The first political order in any society is the sexual political order established between men and women, said Hudson. Whether society considers the two groups equal, whether it resolves conflicts between the groups peacefully or by force, and whether resources are equally distributed between them have far-reaching consequences for peace and security. “And we argue, along with many, many other scholars, that the character of that first order molds the society, its governance, and its behavior,” said Hudson.
Women’s disempowerment underlies instability and conflict
The sexual political order in a nation begins at the household level with issues like women’s property and inheritance rights and how society views domestic violence and femicide, said Hudson. These issues form a series of “interlocking mechanisms” designed to subordinate women. Control over access to resources ends up in the hands of men while women are disenfranchised from property and inheritance rights, said Hudson. Family becomes defined by the male line so that male kin retain the resources and power. This results in son preference and the devaluation of women’s lives, including early marriage for girls.
“And as such, all of these things begin to influence family and personal status laws, and these begin to be deeply inequitable, favoring men over women,” said Hudson. If women’s labor is considered valuable, polygeny and bride price result. If it is not deemed valuable, then dowry and sex ratio alteration arise instead. These mechanisms work like “a series of interlocking magnetic beads. If you have one, you’re liable to have more than one. If you have three or four, you’re liable to have five or six of them,” said Hudson. The authors refer to this system of interlocking pattern of institutions, processes, and norms that enforce it as the “Patrilineal/Fraternal Syndrome.”
The Syndrome affects not only women, but society as a whole.
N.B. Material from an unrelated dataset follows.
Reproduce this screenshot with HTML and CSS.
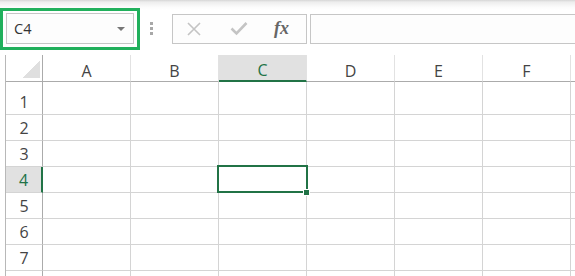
FILE: index.html
```html
<!DOCTYPE html>
<html lang="en">
<head>
    <meta charset="UTF-8">
    <meta name="viewport" content="width=device-width, initial-scale=1.0">
    <title>Sheet</title>
    <link rel="stylesheet" href="styles.css">
</head>
<body>

    <div class="formula-bar">
        <div class="name-focus">
            <div class="name-box">
                <span>C4</span>
                <span class="caret"></span>
            </div>
        </div>
        <div class="grip"><i></i><i></i><i></i></div>
        <div class="fx-buttons">
            <svg class="icon" width="16" height="16" viewBox="0 0 16 16">
                <path d="M2 2 L14 14 M14 2 L2 14" stroke="#c4c4c4" stroke-width="1.6" fill="none"/>
            </svg>
            <svg class="icon" width="18" height="16" viewBox="0 0 18 16">
                <path d="M1.5 7.5 L6.5 12.5 L16.5 2" stroke="#c4c4c4" stroke-width="2.6" fill="none"/>
            </svg>
            <span class="fx">fx</span>
        </div>
        <div class="formula-input"></div>
    </div>

    <div class="sheet">
        <div class="cell corner"><span></span></div>
        <div class="cell col-head">A</div>
        <div class="cell col-head">B</div>
        <div class="cell col-head active">C</div>
        <div class="cell col-head">D</div>
        <div class="cell col-head">E</div>
        <div class="cell col-head">F</div>
        <div class="cell col-head"></div>

        <div class="cell row-head">1</div>
        <div class="cell"></div><div class="cell"></div><div class="cell"></div><div class="cell"></div><div class="cell"></div><div class="cell"></div><div class="cell"></div>
        <div class="cell row-head">2</div>
        <div class="cell"></div><div class="cell"></div><div class="cell"></div><div class="cell"></div><div class="cell"></div><div class="cell"></div><div class="cell"></div>
        <div class="cell row-head">3</div>
        <div class="cell"></div><div class="cell"></div><div class="cell"></div><div class="cell"></div><div class="cell"></div><div class="cell"></div><div class="cell"></div>
        <div class="cell row-head active">4</div>
        <div class="cell"></div><div class="cell"></div><div class="cell"></div><div class="cell"></div><div class="cell"></div><div class="cell"></div><div class="cell"></div>
        <div class="cell row-head">5</div>
        <div class="cell"></div><div class="cell"></div><div class="cell"></div><div class="cell"></div><div class="cell"></div><div class="cell"></div><div class="cell"></div>
        <div class="cell row-head">6</div>
        <div class="cell"></div><div class="cell"></div><div class="cell"></div><div class="cell"></div><div class="cell"></div><div class="cell"></div><div class="cell"></div>
        <div class="cell row-head">7</div>
        <div class="cell"></div><div class="cell"></div><div class="cell"></div><div class="cell"></div><div class="cell"></div><div class="cell"></div><div class="cell"></div>
        <div class="cell row-head"></div>
        <div class="cell"></div><div class="cell"></div><div class="cell"></div><div class="cell"></div><div class="cell"></div><div class="cell"></div><div class="cell"></div>

        <div class="selection"></div>
        <div class="fill-handle"></div>
    </div>

</body>
</html>
```

FILE: styles.css
```css
body {
    margin: 0;
    width: 575px;
    height: 276px;
    overflow: hidden;
    background: #fff;
    font-family: "Open Sans", "Noto Sans", sans-serif;
    color: #444;
}
.formula-bar {
    height: 55px;
    display: flex;
    align-items: flex-start;
    background: linear-gradient(to bottom, #d6d6d6 0, #ededed 2px, #fbfbfb 7px, #fff 10px);
}
.name-focus {
    box-sizing: border-box;
    width: 140px;
    height: 42px;
    margin-top: 8px;
    padding: 2px 3px 2px 3px;
    border: 3px solid #21b05c;
    background: #fff;
}
.name-box {
    box-sizing: border-box;
    height: 31px;
    border: 1px solid #c6c6c6;
    background: #fdfdfd;
    display: flex;
    align-items: center;
    justify-content: space-between;
    padding: 0 8px 0 7px;
    font-size: 14.5px;
    color: #333;
}
.caret {
    width: 0;
    height: 0;
    border-left: 4px solid transparent;
    border-right: 4px solid transparent;
    border-top: 4px solid #777;
    margin-top: 1px;
}
.grip {
    margin: 22px 0 0 10px;
    width: 3px;
    display: flex;
    flex-direction: column;
    gap: 2px;
}
.grip i {
    display: block;
    width: 3px;
    height: 3px;
    background: #a8a8a8;
}
.fx-buttons {
    box-sizing: border-box;
    width: 135px;
    height: 30px;
    margin: 14px 0 0 19px;
    border: 1px solid #c6c6c6;
    background: #fdfdfd;
    display: flex;
    align-items: center;
    padding-left: 13px;
    gap: 28px;
}
.icon {
    display: block;
}
.fx {
    font-family: "Liberation Serif", "DejaVu Serif", serif;
    font-style: italic;
    font-weight: bold;
    font-size: 18px;
    color: #666;
    margin-left: -2px;
    margin-top: -2px;
}
.formula-input {
    box-sizing: border-box;
    flex: 1;
    height: 30px;
    margin: 14px -10px 0 3px;
    border: 1px solid #c6c6c6;
    background: #fdfdfd;
}
.sheet {
    position: relative;
    margin-left: 5px;
    border-left: 1px solid #b8b8b8;
    display: grid;
    grid-template-columns: 37px repeat(7, 88px);
    grid-template-rows: 27px 33px repeat(7, 26px);
}
.cell {
    box-sizing: border-box;
    border-right: 1px solid #d4d4d4;
    border-bottom: 1px solid #d4d4d4;
}
.corner {
    border-right: 1px solid #ababab;
    border-bottom: 1px solid #ababab;
    display: flex;
    justify-content: flex-end;
    align-items: flex-end;
    padding: 0 2px 3px 0;
}
.corner span {
    width: 18px;
    height: 17px;
    background: linear-gradient(to bottom right, transparent 50%, #dfdfdf 50%);
}
.col-head {
    border-right: 1px solid #e2e2e2;
    border-bottom: 1px solid #ababab;
    display: flex;
    align-items: flex-end;
    justify-content: center;
    font-size: 16px;
    line-height: 20px;
}
.col-head.active {
    background: #e1e1e1;
    border-bottom: 2px solid #217346;
    color: #217346;
}
.row-head {
    border-right: 1px solid #ababab;
    display: flex;
    align-items: flex-end;
    justify-content: center;
    font-size: 16px;
    line-height: 20px;
    padding-bottom: 2px;
}
.row-head.active {
    background: #e1e1e1;
    border-right: 2px solid #217346;
    color: #217346;
}
.selection {
    position: absolute;
    left: 211px;
    top: 110px;
    width: 91px;
    height: 28px;
    box-sizing: border-box;
    border: 2px solid #217346;
}
.fill-handle {
    position: absolute;
    left: 297px;
    top: 134px;
    width: 5px;
    height: 5px;
    background: #217346;
    border: 1px solid #fff;
}
```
The subordination of women and political instability are deeply connected, said Mark Weiner, Professor of Law and Sidney I. Reitman Scholar at Rutgers Law School. “It’s deep in that female subordination beginning at the household level is not simply a consequence of bad political order, but rather, its ultimate cause.” This is because “the home is a boot camp,” said Bowen. “There is no better training ground for political violence and instability than lived domestic terror, lived domestic corruption and exploitation, lived domestic autocracy.” By raising our children in Syndrome practices, we prove that women’s disempowerment works in perpetuating the Syndrome, setting up future generations to follow in that pathway, she said.
Gender equality is critical to national security
After evaluating data based on nine dimensions of nation-state outcomes, the authors found that nations that highly encode the Syndrome also experience more instability, violence, and corruption. For example, a nation that encodes the syndrome has 2.13 times the chance of being a fragile state, said Nielsen. Such nations also have “3.53 times the chance of having a government that is more autocratic, less effective, and more corrupt.”
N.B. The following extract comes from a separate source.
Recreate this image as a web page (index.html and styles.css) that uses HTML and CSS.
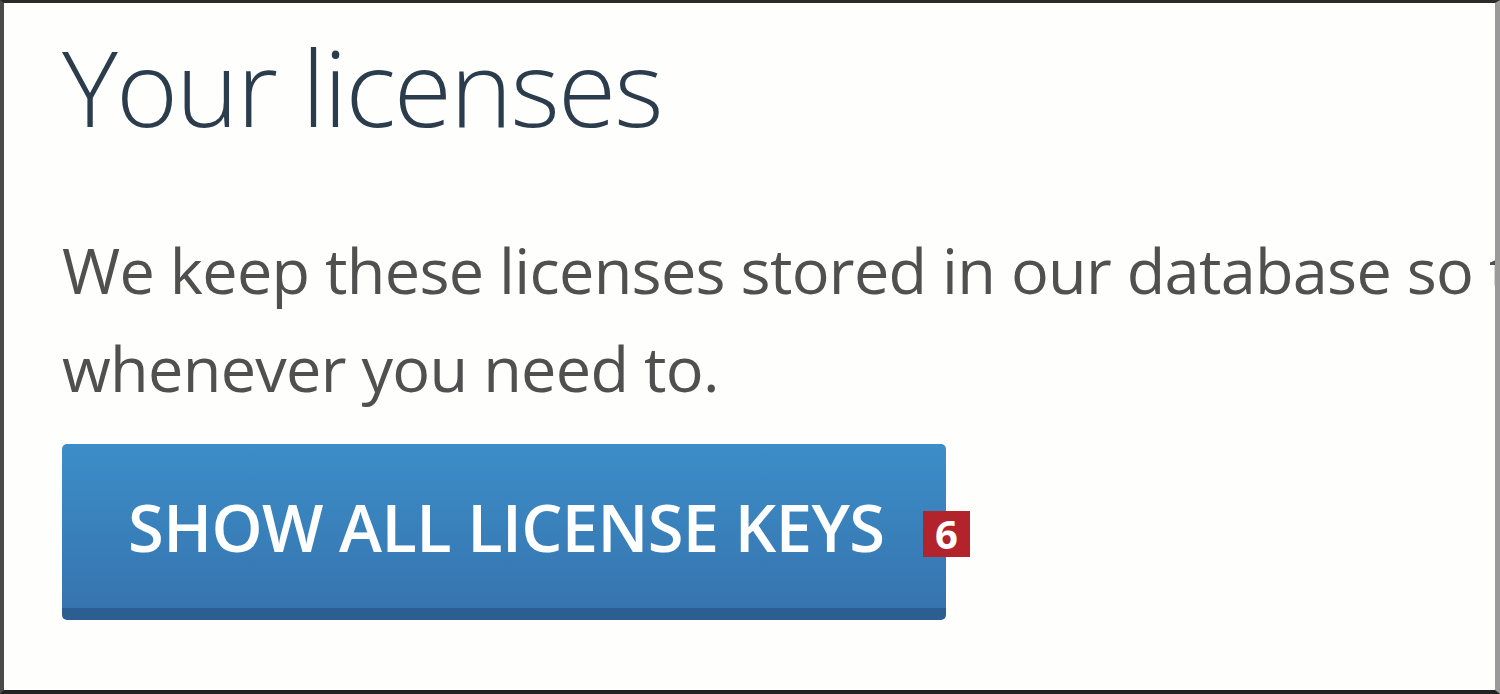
FILE: index.html
```html
<!DOCTYPE html>
<html lang="en">

<head>
    <meta charset="UTF-8">
    <meta name="viewport" content="width=device-width, initial-scale=1.0">
    <title>Your licenses</title>
    <link rel="stylesheet" href="styles.css">
</head>

<body>
    <div id="licenses">
        <h1>Your licenses</h1>

        <p class="intro">We keep these licenses stored in our database so that you can access them<br>
            whenever you need to.</p>

        <div class="button-wrap">
            <a id="keys-btn" href="#">Show all license keys</a>
            <span class="badge">6</span>
        </div>
    </div>
</body>

</html>
```

FILE: styles.css
```css
body {
    font-family: "Open Sans", Arial, sans-serif;
    margin: 0;
    padding: 0;
    background-color: #fff;
}

#licenses {
    box-sizing: border-box;
    width: 1500px;
    height: 694px;
    overflow: hidden;
    padding: 0 0 0 58px;
    border-top: 3px solid #2a2a2a;
    border-left: 4px solid #4a4a4a;
    border-bottom: 4px solid #222;
    border-right: 5px solid #9a9a9a;
    background-color: #fefefd;
}

#licenses h1 {
    font-size: 106px;
    font-weight: 300;
    line-height: 1;
    color: #2b3d4d;
    margin: 30px 0 0 0;
    letter-spacing: -2px;
}

.intro {
    font-size: 63px;
    font-weight: 400;
    line-height: 98px;
    color: #505050;
    letter-spacing: -0.7px;
    white-space: nowrap;
    margin: 82px 0 0 0;
}

.button-wrap {
    position: relative;
    display: inline-block;
    margin-top: 27px;
}

#keys-btn {
    display: inline-block;
    width: 884px;
    box-sizing: border-box;
    padding: 44px 0 42px 66px;
    font-size: 65px;
    font-weight: 600;
    line-height: 78px;
    letter-spacing: -0.6px;
    color: #fff;
    text-transform: uppercase;
    text-decoration: none;
    background: linear-gradient(#3c8ec8, #3674af);
    border-bottom: 12px solid #2c5e92;
    border-radius: 5px;
}

.badge {
    position: absolute;
    left: 861px;
    top: 67px;
    width: 47px;
    height: 46px;
    background-color: #b2232b;
    color: #fff;
    font-size: 40px;
    font-weight: 700;
    line-height: 46px;
    text-align: center;
}
```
These findings have powerful implications for national security and development. “If we can disrupt the weak points of this syndrome, we may have found a way to cut out the roots of instability, conflict, and ineffective governance,” said Bowen. “Only by adopting women, peace, and security lenses can we see these linkages and make our foreign policy and security policies more effective,” she said. For example, achieving democracy in a nation requires breaking the Patrilineal/Fraternal Syndrome. The subordination of women through the first political order is “not good ground for the export of democracy,” said Hudson. The United States would be more likely to succeed in exporting democracy to nations that have transitioned away from the Syndrome.
Such considerations have largely been missing in the United States’ approach to development and foreign policy, said Hudson. But “if the U.S. isn’t tracking the situation of women, how’s it going to effectively anticipate instability in other countries?” she asked. “How will the U.S. know that ending child marriage worldwide would probably do more for world peace than any other investment?” One day, the idea that foreign policy could ignore the situation of women will be laughably naïve, said Hudson.
A combined approach in policymaking
Measures aimed at gender equality, like the Women, Peace and Security agenda as well as policies promoting sexual and reproductive health, are not immediately captured in the framework of the Patrilineal/Fraternal Syndrome, said Jeni Klugman, Managing Director of the Institute for Women, Peace, and Security at Georgetown University. Indeed, sometimes laws fall short in practice: In Bangladesh, child marriage was banned in 1924, but today, three out of four Bangladeshi girls are still married before their eighteenth birthday, she said.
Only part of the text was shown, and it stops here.